While the moghrabieh is cooking, make the chermoula. Add all of the ingredients to a food processor and process until a smooth paste is formed. Transfer to a bowl and set aside.

Use a mandoline or a very sharp knife to thinly slice the sunchokes – about 1/16” thick. Transfer the sunchoke slices to a non-reactive bowl and toss with the lemon juice and salt. Let the sunchokes marinate for at least 15 minutes.

Slice the summer squash into ½” thick rounds and transfer to a large bowl. Add the oil, harissa, and salt, and toss well to combine. Transfer the squash to a grill pan and cook until tender, about 8 minutes. (Alternately, you can roast them on a sheet pan in a 375 F oven until they are tender and charred in spots, about 15 minutes.)

To cook the peas, bring a small saucepan full of salted water to a boil and add the peas. Cook until the peas float to the top, about 1 minute, then use a slotted spoon to transfer them to a bowl full of ice water. Let the peas sit in the ice water for a few minutes, then transfer them to a clean bowl.

Coarsely chop the pistachios and set aside.
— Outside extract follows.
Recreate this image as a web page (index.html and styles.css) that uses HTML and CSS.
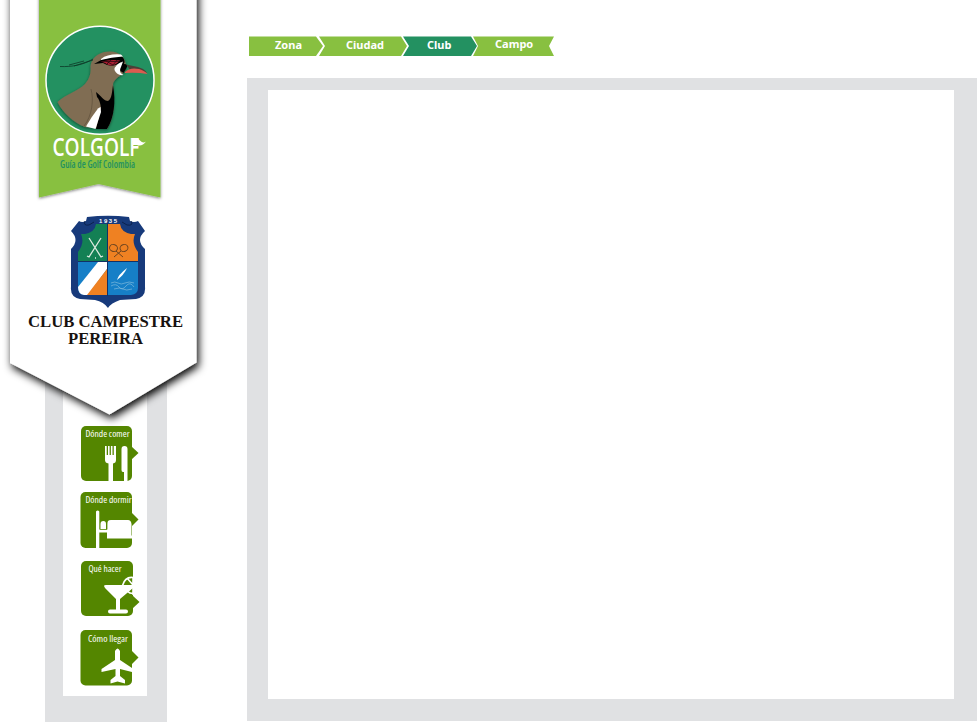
FILE: index.html
```html
<!DOCTYPE html>
<html lang="es">
<head>
<meta charset="utf-8">
<title>Colgolf - Club Campestre Pereira</title>
<link rel="stylesheet" href="styles.css">
</head>
<body>
<div class="page">
  <aside class="sidebar">
    <div class="rail">
      <nav class="services">
        <a class="service">
          <svg viewBox="0 0 60 56"><rect x="1" width="51" height="55" rx="5"/><path d="M51 20L58.500 27L51 34Z"/>
            <text x="5.500" y="11" textLength="44" lengthAdjust="spacingAndGlyphs">Dónde comer</text>
            <path class="ink" d="M25 20h1.700v9h1.300v-9h1.600v9h1.300v-9h1.600v9h1.300v-9H36v14q0 3-3 3.500V55h-4.500V37.500Q25 37 25 34ZM41.500 23q0-3 3-3t3 3v32H44V46h-1q-1.500 0-1.500-2Z"/></svg>
        </a>
        <a class="service">
          <svg viewBox="0 0 60 56"><rect x=".5" width="51.500" height="56" rx="5"/><path d="M51 20L58.500 27.500L51 35Z"/>
            <text x="5.500" y="11" textLength="46" lengthAdjust="spacingAndGlyphs">Dónde dormir</text>
            <path class="ink" d="M16 19.500q1.700-2 3.300 0V37H27v-5q0-4 4-4h17q3 0 3.500 4v11.500h.5V46.500H27V40.500h-7.700V56H16ZM20.500 37v-5q0-3 2.800-3t2.700 3v5Z"/><path class="thin" d="M19.500 37.500H27V29"/></svg>
        </a>
        <a class="service">
          <svg viewBox="0 0 60 56"><rect x="1" width="52" height="55" rx="5"/><path d="M52 34L59.500 41L52 48Z"/>
            <text x="8.500" y="11" textLength="33" lengthAdjust="spacingAndGlyphs">Qué hacer</text>
            <path class="ink" d="M24 25q0-1 2-1h27v3L40 38v10.500h6q2 0 2 2t-2 2H30q-2 0-2-2t2-2h6V38L25 27Z"/><path class="line" d="M53 16.500q-8-1-10.500 8M47 17l6 7M53 16v18M46 24.500q0 8 7 8M53 24.500l-6 6"/></svg>
        </a>
        <a class="service">
          <svg viewBox="0 0 60 56"><rect x=".5" width="51.500" height="55.500" rx="5"/><path d="M51 20L58.500 27.500L51 35Z"/>
            <text x="8" y="12" textLength="40" lengthAdjust="spacingAndGlyphs">Cómo llegar</text>
            <path class="ink" d="M35 21q2.700-5 5 0v9l12 8v4l-12-3v7l5 4v3.500l-7.500-2-7 2V50l5-4v-7L21.500 42v-3l13.500-9Z"/></svg>
        </a>
      </nav>
    </div>
    <svg class="banner" viewBox="0 0 220 430">
      <defs>
        <filter id="deep" x="-20%" y="-10%" width="140%" height="120%"><feDropShadow dx="2" dy="4" stdDeviation="4.500" flood-color="#000" flood-opacity="1"/></filter>
        <filter id="soft" x="-20%" y="-10%" width="140%" height="120%"><feDropShadow dx="0" dy="1" stdDeviation="1.500" flood-opacity=".5"/></filter>
      </defs>
      <path filter="url(#deep)" fill="#fff" d="M10-20H196.500V362.500L109.500 414.500L10 363Z"/>
      <path filter="url(#soft)" fill="#88c040" d="M39-10H160.500V197.500L98.500 184L39 197.500Z"/>
      <circle cx="100" cy="80.300" r="54" fill="#239161" stroke="#fff" stroke-width="1.500"/>
      <g filter="url(#soft)">
        <path fill="#806d52" d="M57.500 102C66 94 78 91 85 84C90 78 91 73 90.500 66C92 56 101 51.500 110 51.500C119 51.500 125 57 126 65C127 75 115 76 113 84C114 96 116 116 107 129L85 127C74 123 62 112 57.500 102Z"/>
      </g>
      <path fill="none" stroke="#5e503c" stroke-width=".7" d="M91 89C94 100 92 116 84 126"/>
      <path fill="#000" d="M96 92C101 96 104 101 108 101C112 99 112 91 113 85C116 102 114 118 107 129H96L101 108Q100 100 97 97Z"/>
      <path fill="#fff" d="M100.500 107L101 112L95.500 129L86 126.500Q92 116 98 108.500Z"/>
      <path fill="#000" d="M94 64L103 59L121 55.500Q126 60 124 64Q129 64 126 69L123.500 73L119 70L121 62Q112 69 103 63Z"/>
      <path fill="#fff" d="M101 59Q108 53.500 121 54.500L123 56.500Q111 57 101 60Z"/>
      <path fill="#a91f31" d="M101 61.500Q112 59 120 60.500Q112 69 105 63Z"/>
      <path fill="none" stroke="#300a10" stroke-width=".8" d="M106 61l7 4l4-5M111 60l-4 4M102 61.500h17"/>
      <path fill="#fff" d="M123 61.500Q114 65 114.500 70Q117 76 123.500 75Q118 72 121 67Z"/>
      <path fill="#4b4038" d="M126 64.500L138 67Q145 69 147 73L130 70Z"/>
      <path fill="#dc5b50" d="M125 72Q130 67 139 69Q145 71 147.500 74Q136 72 125 73Z"/>
      <path fill="none" stroke="#0d3827" stroke-width=".8" d="M93 59C83 65 72 67 60 66.500M93 60L74 66M84 61L69 65"/>
      <text class="brand" x="52.500" y="156" textLength="87" lengthAdjust="spacingAndGlyphs">COLGOLF</text>
      <path fill="#fff" d="M133 138.500Q137 137 140 140.500T146 141.500Q142 147 137 145H133Z"/>
      <text class="tagline" x="60" y="167.500" textLength="75" lengthAdjust="spacingAndGlyphs">Guía de Golf Colombia</text>

      <path fill="#173a7b" d="M87 217Q108 214.500 129 217L130 221Q134 223 138 221L145 231Q135 240 145 249V287Q146 297 136 299L120 300Q111 303 108 308Q104 302 95 300L80 299Q70 297 71 287V249Q80 240 71 231L79 221Q82 223 86 221Z"/>
      <path fill="none" stroke="#0b224e" d="M85 221Q83 226 89 225L94 222M131 221Q134 226 127 225L122 222"/>
      <path fill="#138054" d="M85 234Q95 232 96 224H107V261H78V252Q85 243 81 234Z"/>
      <path fill="#ef8122" d="M108 224H120Q121 232 131 234H135Q131 243 138 252V261H108Z"/>
      <path fill="#167fc7" d="M78 262H107V295H84Q78 294 78 288ZM108 262H138V288Q138 294 131 295H108Z"/>
      <path fill="#fff" d="M98 262H107V269L88 295H84Q78 294 78 287Z"/>
      <path fill="#ef8122" d="M107 269V295H87Z"/>
      <path fill="none" stroke="#102e60" stroke-width=".8" d="M107.500 223V296M78 261.500H138"/>
      <path fill="none" stroke="#dceadf" stroke-width="1.300" d="M89 238L101 257l2-1M101 238L89 257l-2-1M95 258h1"/>
      <g fill="none" stroke="#6c4420"><ellipse cx="113.500" cy="248" rx="4" ry="3.500" transform="rotate(20 113.500 248)"/><ellipse cx="124" cy="248" rx="4" ry="3.500" transform="rotate(-20 124 248)"/><path d="M116 251l7 6M121 251l-7 6"/></g>
      <path fill="#fff" d="M117 280Q118 275 127 268Q124 275 117 280Z"/>
      <path fill="none" stroke="#80badd" stroke-width=".7" d="M111 283q4-2 7 0t7 0t9 0M111 286q5-3 8 1t7-1t8 1M114 289q6-2 9 0t9 0"/>
      <text class="year" x="99" y="223" textLength="18">1935</text>
      <text class="club" x="28" y="327" textLength="155" lengthAdjust="spacingAndGlyphs">CLUB CAMPESTRE</text>
      <text class="club" x="68" y="343.500" textLength="75" lengthAdjust="spacingAndGlyphs">PEREIRA</text>
    </svg>
  </aside>
  <main class="main">
    <nav class="crumbs">
      <a class="crumb first">Zona</a><a class="crumb city">Ciudad</a><a class="crumb active">Club</a><a class="crumb last">Campo</a>
    </nav>
    <section class="frame"></section>
  </main>
</div>
</body>
</html>
```
FILE: styles.css
```css
* { box-sizing: border-box; }
body { margin: 0; background: #fff; overflow: hidden; }
.page { display: grid; grid-template-columns: 247px 730px; height: 723px; }
.sidebar { display: grid; grid-template-columns: 247px; height: 723px; }
.rail, .banner { grid-area: 1 / 1; }
.banner { width: 220px; height: 430px; overflow: hidden; }
.rail {
  width: 122px; height: 352px; margin: 370px 0 0 45px;
  border: solid #e0e1e3; border-width: 0 20px 26px 18px;
  padding: 56px 0 0 17px;
}
.services { display: grid; grid-template-rows: 66px 69px 69px 56px; }
.service, .service svg { display: block; width: 60px; height: 56px; }
.service svg { fill: #548600; overflow: visible; }
.service text { font: 400 9px "Open Sans", sans-serif; font-stretch: 75%; fill: #fff; }
.service .ink { fill: #fff; }
.service .line { fill: none; stroke: #fff; stroke-width: 1.6; }
.service .thin { fill: none; stroke: #548600; stroke-width: .8; }
.brand { font: 600 25px "Open Sans", sans-serif; fill: #fff; }
.tagline { font: 600 10.5px "Open Sans", sans-serif; font-stretch: 75%; fill: #239161; }
.year { font: bold 6px "Liberation Sans", sans-serif; fill: #fff; }
.club { font: bold 16px "Liberation Serif", serif; fill: #17120f; }
.main { padding-top: 36px; }
.crumbs { display: flex; gap: 2px; height: 20px; margin: 0 0 22px 2px; }
.crumb {
  height: 20px; padding-top: 1px; background: #88c040; color: #fff;
  font: bold 11px/15px "Noto Sans", sans-serif; white-space: nowrap;
  clip-path: polygon(0 .5px, calc(100% - 6px) .5px, 100% 50%, calc(100% - 6px) 100%, 0 100%, 6px 50%);
}
.first { width: 74px; padding-left: 26px; margin-right: -6px; clip-path: polygon(0 .5px, calc(100% - 7px) .5px, 100% 50%, calc(100% - 7px) 100%, 0 100%); }
.city { width: 88px; padding-left: 27px; margin-right: -6px; }
.active { width: 74px; padding-left: 24px; margin-right: -6px; background: #239161; }
.last { width: 81px; padding-left: 22px; line-height: 14px; clip-path: polygon(0 .5px, 100% .5px, calc(100% - 5px) 50%, 100% 100%, 0 100%, 5px 50%); }
.frame { width: 730px; height: 643px; border: solid #e0e1e3; border-width: 12px 23px 22px 21px; background: #fff; }
```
Stem and pit the cherries and chop them into quarters.

To serve

Mix the peas with the moghrabieh pilaf. Place a generous ½ cup on each of 8 plates. Scatter some of the grilled squash, pickled sunchokes, pistachios, and cherries on each plate. Top each serving with a heaping tablespoon of chermoula and a tablespoon of Greek yogurt.